### What you are asked to do
Keep every line where the word "with" appears; drop the rest.
>> begin Material for the task
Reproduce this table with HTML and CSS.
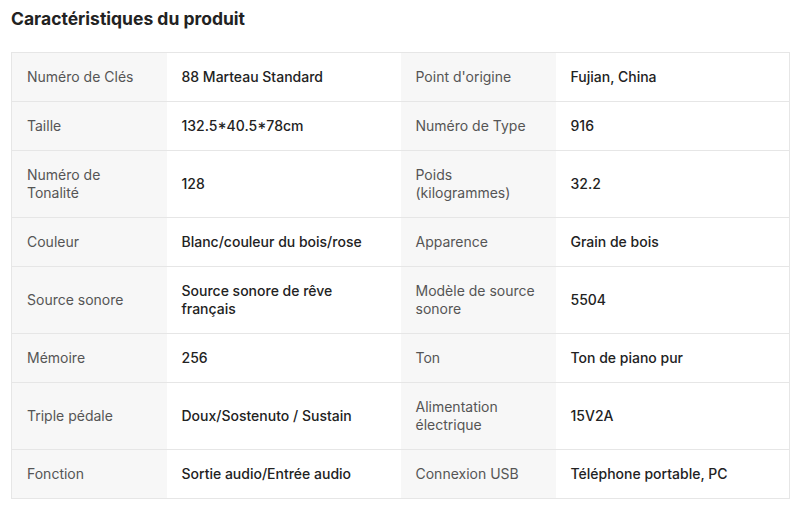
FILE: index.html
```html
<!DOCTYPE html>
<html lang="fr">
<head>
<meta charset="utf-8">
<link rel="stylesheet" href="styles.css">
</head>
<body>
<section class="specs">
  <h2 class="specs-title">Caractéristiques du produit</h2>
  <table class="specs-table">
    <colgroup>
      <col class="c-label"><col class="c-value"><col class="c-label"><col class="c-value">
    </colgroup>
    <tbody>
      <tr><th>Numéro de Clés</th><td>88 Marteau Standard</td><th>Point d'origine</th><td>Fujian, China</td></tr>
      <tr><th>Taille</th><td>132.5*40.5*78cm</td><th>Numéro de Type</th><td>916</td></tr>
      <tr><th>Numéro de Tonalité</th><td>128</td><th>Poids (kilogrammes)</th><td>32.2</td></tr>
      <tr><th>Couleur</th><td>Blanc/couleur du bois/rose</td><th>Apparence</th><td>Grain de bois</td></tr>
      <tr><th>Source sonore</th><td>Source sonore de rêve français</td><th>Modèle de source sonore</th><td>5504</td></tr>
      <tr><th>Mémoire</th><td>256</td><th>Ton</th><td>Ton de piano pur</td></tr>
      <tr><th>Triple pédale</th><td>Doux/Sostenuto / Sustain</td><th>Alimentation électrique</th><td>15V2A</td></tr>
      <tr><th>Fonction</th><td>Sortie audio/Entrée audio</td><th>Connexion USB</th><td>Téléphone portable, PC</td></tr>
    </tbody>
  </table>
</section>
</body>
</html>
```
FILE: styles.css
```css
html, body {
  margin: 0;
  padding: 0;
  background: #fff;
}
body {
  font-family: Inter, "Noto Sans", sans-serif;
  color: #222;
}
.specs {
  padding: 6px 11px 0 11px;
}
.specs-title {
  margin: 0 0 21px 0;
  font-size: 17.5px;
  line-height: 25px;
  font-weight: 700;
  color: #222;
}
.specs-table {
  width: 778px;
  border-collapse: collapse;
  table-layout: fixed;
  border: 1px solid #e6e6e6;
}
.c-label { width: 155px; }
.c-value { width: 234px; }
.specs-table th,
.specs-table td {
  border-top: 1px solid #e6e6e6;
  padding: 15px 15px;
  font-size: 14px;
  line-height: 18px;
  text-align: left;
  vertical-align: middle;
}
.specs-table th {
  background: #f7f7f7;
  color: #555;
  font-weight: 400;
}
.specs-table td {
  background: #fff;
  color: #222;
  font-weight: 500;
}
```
>> end Material for the task
>> begin Material for the task
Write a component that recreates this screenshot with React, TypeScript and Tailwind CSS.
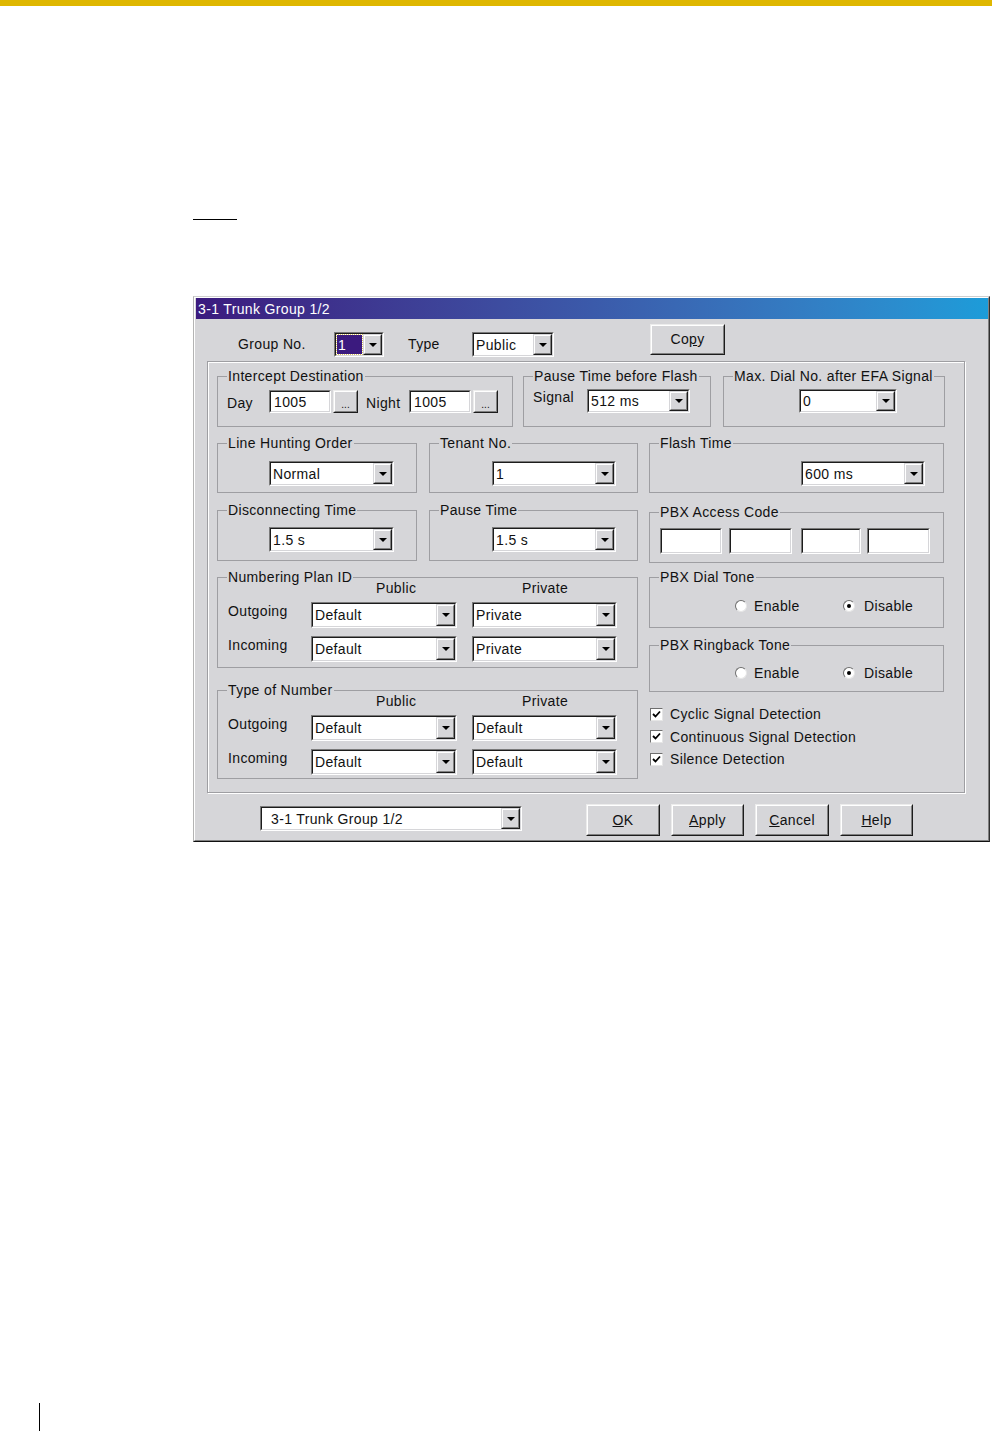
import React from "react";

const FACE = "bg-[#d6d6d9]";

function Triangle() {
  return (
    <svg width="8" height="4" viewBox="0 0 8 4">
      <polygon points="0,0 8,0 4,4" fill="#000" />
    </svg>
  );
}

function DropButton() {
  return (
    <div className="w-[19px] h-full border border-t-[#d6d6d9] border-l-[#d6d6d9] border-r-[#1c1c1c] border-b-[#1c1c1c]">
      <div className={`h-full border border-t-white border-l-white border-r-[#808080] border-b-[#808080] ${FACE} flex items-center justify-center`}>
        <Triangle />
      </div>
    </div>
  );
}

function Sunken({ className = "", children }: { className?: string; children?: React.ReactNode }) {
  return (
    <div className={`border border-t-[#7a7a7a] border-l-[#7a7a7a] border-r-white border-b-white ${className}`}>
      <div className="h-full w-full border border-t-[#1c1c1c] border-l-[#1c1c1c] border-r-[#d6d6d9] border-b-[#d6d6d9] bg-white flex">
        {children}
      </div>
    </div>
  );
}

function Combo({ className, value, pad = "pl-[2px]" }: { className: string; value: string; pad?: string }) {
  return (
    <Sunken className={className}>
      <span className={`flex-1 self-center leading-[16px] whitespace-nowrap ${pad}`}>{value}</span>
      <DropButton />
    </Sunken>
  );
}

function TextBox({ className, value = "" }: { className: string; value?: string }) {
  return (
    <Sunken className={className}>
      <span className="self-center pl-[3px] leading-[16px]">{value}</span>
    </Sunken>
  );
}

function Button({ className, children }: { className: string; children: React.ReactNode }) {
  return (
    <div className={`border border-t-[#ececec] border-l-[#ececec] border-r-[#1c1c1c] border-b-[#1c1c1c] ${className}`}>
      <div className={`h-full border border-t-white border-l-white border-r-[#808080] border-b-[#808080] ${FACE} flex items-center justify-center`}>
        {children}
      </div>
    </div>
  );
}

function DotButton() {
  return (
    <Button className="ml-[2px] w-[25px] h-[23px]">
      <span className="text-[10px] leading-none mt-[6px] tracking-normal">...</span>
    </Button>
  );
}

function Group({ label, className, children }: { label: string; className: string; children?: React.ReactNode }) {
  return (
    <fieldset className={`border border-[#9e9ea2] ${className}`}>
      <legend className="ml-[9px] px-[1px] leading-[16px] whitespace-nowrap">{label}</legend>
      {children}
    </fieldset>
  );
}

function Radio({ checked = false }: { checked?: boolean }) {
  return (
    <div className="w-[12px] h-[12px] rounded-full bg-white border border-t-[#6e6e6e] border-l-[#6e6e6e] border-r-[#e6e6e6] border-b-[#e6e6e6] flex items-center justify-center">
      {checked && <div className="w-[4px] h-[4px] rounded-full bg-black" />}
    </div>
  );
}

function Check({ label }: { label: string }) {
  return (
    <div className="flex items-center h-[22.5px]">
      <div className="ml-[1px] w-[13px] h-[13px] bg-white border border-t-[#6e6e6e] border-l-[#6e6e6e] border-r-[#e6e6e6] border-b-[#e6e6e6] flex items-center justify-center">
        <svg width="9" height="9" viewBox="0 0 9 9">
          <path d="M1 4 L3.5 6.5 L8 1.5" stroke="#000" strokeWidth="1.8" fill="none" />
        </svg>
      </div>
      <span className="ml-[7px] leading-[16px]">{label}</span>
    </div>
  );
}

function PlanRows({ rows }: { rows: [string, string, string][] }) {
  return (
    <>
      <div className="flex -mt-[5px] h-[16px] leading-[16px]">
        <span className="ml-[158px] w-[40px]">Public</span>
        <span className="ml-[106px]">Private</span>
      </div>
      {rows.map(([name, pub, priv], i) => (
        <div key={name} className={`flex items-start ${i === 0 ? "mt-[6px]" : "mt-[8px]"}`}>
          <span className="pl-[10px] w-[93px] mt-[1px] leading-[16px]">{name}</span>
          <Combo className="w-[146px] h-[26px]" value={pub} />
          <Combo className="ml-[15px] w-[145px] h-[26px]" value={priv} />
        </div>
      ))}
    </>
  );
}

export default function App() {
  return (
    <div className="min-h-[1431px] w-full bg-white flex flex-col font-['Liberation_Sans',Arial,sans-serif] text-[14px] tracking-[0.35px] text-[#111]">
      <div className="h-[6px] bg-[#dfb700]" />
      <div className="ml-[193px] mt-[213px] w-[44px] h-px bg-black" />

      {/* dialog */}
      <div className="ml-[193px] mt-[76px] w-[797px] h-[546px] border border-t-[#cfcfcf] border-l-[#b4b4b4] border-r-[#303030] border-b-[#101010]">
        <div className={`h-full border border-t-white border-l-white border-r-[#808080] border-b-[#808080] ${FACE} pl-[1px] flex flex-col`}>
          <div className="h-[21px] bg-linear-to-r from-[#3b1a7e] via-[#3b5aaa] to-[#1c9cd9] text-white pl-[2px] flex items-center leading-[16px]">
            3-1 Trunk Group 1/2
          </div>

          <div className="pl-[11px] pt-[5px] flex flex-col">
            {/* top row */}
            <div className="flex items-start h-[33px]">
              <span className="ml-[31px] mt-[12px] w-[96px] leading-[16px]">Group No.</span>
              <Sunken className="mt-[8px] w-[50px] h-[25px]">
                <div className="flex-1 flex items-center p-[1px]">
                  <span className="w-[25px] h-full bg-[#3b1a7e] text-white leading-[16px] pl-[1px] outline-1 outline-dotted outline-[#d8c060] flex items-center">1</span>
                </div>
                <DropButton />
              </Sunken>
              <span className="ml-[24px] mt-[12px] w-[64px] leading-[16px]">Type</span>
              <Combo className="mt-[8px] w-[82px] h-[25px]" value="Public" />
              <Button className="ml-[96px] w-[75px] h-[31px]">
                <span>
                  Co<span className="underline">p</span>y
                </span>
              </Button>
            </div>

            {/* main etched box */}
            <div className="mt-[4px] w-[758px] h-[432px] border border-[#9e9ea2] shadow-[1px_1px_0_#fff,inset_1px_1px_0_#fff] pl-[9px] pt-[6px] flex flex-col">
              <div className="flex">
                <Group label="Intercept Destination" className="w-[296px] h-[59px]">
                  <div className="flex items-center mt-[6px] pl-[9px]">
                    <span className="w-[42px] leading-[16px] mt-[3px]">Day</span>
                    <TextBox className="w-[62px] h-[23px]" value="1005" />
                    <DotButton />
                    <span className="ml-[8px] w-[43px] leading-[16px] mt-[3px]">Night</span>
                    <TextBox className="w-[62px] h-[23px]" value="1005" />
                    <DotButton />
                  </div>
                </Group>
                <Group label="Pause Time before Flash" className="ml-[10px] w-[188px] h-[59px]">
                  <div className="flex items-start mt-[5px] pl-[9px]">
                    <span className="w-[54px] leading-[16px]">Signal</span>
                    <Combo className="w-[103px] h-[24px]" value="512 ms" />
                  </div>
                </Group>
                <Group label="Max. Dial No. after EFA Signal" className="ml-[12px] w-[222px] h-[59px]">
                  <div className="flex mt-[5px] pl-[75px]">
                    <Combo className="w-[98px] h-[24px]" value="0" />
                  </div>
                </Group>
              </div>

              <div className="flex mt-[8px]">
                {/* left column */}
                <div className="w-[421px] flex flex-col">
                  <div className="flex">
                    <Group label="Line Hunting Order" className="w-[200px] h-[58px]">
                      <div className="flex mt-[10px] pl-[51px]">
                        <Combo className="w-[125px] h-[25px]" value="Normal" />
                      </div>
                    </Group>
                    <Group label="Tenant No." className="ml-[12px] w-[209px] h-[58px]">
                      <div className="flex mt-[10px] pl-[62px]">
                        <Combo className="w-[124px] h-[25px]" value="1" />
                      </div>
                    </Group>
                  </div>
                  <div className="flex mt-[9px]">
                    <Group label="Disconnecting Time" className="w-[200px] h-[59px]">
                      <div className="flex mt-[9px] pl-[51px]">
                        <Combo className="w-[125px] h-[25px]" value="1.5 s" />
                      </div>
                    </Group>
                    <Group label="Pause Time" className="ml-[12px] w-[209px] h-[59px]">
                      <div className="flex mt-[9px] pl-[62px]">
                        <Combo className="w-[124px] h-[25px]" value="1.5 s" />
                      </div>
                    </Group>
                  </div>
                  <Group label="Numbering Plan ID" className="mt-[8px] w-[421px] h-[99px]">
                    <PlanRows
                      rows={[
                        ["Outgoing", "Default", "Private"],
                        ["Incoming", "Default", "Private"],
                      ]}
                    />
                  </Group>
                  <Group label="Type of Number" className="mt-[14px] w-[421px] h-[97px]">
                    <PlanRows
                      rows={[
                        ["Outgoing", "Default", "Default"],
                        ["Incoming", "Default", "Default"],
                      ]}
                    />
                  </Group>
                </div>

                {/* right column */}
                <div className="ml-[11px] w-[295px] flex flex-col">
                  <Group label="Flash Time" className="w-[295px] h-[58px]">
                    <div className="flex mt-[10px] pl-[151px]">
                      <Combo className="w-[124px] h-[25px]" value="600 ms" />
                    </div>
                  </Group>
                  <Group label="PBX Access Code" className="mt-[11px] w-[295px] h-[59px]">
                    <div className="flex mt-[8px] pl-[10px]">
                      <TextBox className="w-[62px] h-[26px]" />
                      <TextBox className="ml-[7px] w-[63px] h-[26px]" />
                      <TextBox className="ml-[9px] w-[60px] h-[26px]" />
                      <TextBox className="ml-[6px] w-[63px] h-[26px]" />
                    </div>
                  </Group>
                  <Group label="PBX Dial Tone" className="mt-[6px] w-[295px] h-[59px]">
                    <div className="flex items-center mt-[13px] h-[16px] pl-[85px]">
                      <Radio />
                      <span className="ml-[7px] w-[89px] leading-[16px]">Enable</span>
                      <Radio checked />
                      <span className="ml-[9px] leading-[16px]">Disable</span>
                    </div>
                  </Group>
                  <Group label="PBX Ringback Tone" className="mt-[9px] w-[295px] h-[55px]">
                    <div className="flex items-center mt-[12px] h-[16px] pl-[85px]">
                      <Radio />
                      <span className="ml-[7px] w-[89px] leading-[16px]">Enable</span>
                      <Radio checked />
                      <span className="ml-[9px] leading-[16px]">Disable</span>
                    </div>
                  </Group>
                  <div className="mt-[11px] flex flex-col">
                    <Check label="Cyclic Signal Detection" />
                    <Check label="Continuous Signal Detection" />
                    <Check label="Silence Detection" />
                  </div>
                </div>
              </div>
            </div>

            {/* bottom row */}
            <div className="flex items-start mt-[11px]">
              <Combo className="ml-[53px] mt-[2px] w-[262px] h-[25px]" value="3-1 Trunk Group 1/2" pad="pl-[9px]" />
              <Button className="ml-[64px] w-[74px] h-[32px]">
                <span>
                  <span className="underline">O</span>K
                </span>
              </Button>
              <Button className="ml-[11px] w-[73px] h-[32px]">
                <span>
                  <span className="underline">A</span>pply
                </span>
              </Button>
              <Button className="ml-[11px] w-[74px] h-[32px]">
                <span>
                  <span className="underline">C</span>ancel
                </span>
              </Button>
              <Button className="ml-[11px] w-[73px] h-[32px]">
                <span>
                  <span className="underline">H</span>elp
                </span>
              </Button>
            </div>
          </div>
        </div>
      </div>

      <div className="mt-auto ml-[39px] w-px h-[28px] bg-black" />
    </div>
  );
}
>> end Material for the task
### Written answer
Reproduce this table with HTML and CSS.
Write a component that recreates this screenshot with React, TypeScript and Tailwind CSS.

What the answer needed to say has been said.